Era cuestión de hallar e iniciar un pensamiento compartido, una actividad
intelectual comunitaria, y éste se solía hallar en la calle o en el ágora. “La
estructura de la psyche griega, para
evitar la tragedia, necesita de los otros, se prolonga e identifica con la
comunidad… Esta comunidad, en el orden filosófico, la representó para Platón el
diálogo… La filosofía no puede arrancar si no es desde la raíz misma de la
comunidad y de sus problemas… El pensamiento es un esfuerzo, una tensión… se
pone a prueba, se enriquece y progresa. La
filosofía para Platón es el camino hacia
la filosofía… Una filosofía que nace discutida
nace ya humanizada y enriquecida por la solidaridad de la sociedad que refleja
y de la que se alimenta”.
También
recoge ideas similares Nicolás Abbagnano (Historia
de la Filosofía, vol. 1, Hora, Barcelona, 1994): “El diálogo era, pues,
para Platón el único medio para expresar y comunicar a los demás la vida de la
investigación filosófica. El diálogo reproduce la marcha misma de la
investigación que procede lentamente y con fatiga de etapa en etapa; y sobre
todo reproduce su carácter social y de comunidad, por cuya virtud la
investigación asocia y hace solidarios los esfuerzos de los individuos que la
cultivan”.
Aquí
vemos, pues, alguno de los motivos
por los que Platón escogió el diálogo. Hay otros, desde luego, como por ejemplo
estos dos: en primer lugar, como es sabido por todos, Platón fue discípulo de
Sócrates, de quien suele decirse que era ágrafo (es decir, que no sabía [o no
podía] escribir) pero que, en cambio, tenía un gran talento en la conversación
y estaba capacitado para extraer, mediante preguntas y respuestas, la verdad
del interior de sus interlocutores (la Mayéutica socrática, como vimos en una
nota anterior).
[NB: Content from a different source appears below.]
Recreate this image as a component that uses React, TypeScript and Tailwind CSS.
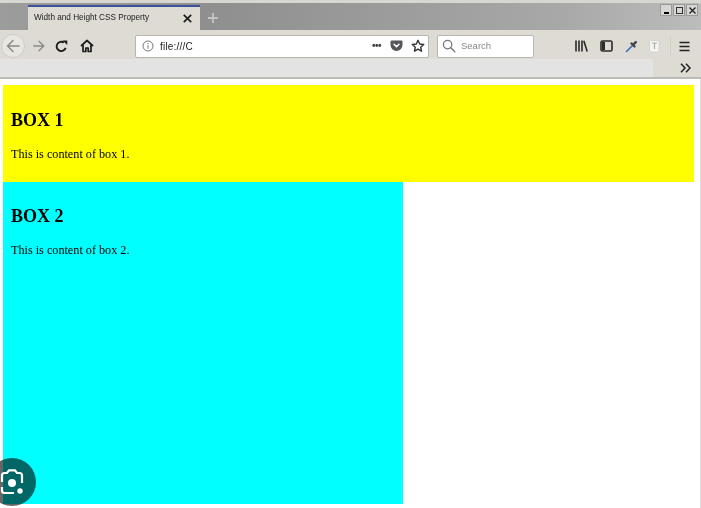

Platón, probablemente, escribiría diálogos para inmortalizar
las ideas dialogadas de su maestro. Esto por un lado; por el otro, la Academia
atraía a pensadores de toda la Hélade en sus diversas profesiones, que
discutían y analizaban problemas, metodologías, finalidades, etc. de sus
respectivas disciplinas. Estas conversaciones dialogadas las vertería Platón en
sus escritos, recogiendo el espíritu que animaba a la Academia.